Dampak aset tidak lancar terhadap laporan keuangan sangatlah mendalam. Mereka memengaruhi struktur modal di neraca, membentuk beban signifikan melalui penyusutan dan amortisasi di laporan laba rugi, dan merupakan komponen utama dari arus kas dari aktivitas investasi. Kesalahan dalam penilaian atau pengelolaan aset ini dapat menyebabkan penurunan nilai yang merugikan, beban operasional yang membengkak, dan pada akhirnya, menghambat profitabilitas serta stabilitas keuangan perusahaan.

Tantangan seperti obsolesensi teknologi, biaya pemeliharaan yang tinggi, kesulitan likuidasi, dan risiko penurunan nilai menuntut perusahaan untuk mengembangkan strategi penanganan yang adaptif.
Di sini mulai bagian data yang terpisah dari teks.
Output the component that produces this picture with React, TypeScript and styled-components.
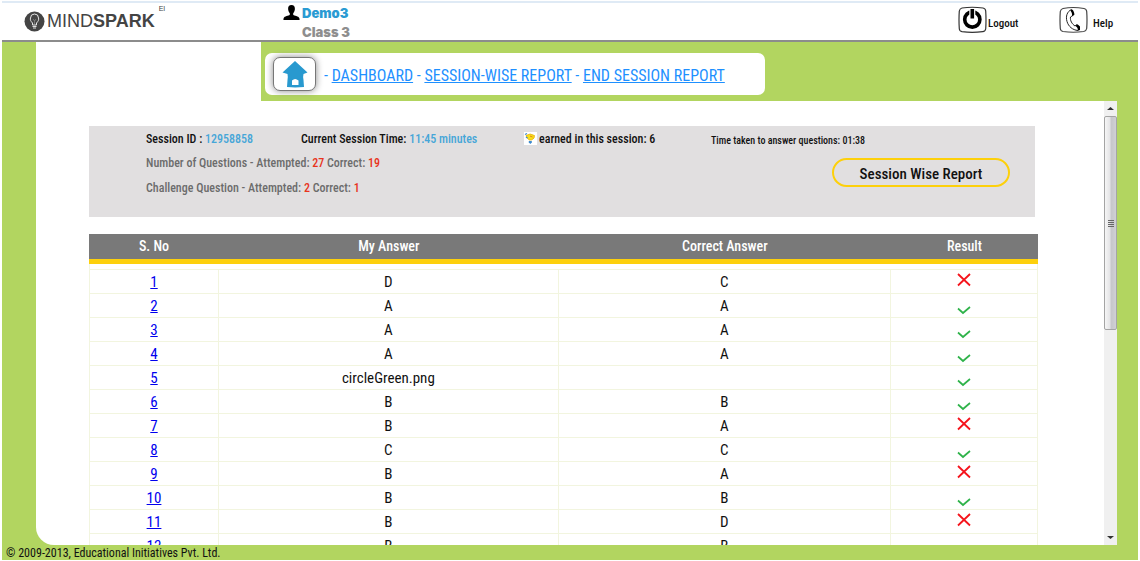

Pendekatan seperti outsourcing, leasing, divestasi strategis, modernisasi aset, dan pengelolaan risiko yang komprehensif adalah kunci untuk mengoptimalkan nilai dari aset-aset vital ini. Selain itu, aspek perpajakan yang kompleks juga harus dikelola dengan cermat untuk memastikan kepatuhan dan efisiensi fiskal.

Pada akhirnya, aset tidak lancar adalah cerminan dari visi dan ambisi jangka panjang perusahaan. Pengelolaan yang efektif tidak hanya tentang meminimalkan biaya atau mematuhi standar akuntansi; ini tentang menciptakan dan mempertahankan keunggulan kompetitif, memastikan kapasitas untuk berinovasi, dan membangun fondasi yang kokoh untuk pertumbuhan yang berkelanjutan di masa depan. Perusahaan yang mampu mengelola aset tidak lancarnya dengan cerdas akan lebih siap menghadapi dinamika pasar, memanfaatkan peluang, dan mencapai kesuksesan jangka panjang dalam lanskap bisnis yang terus berubah.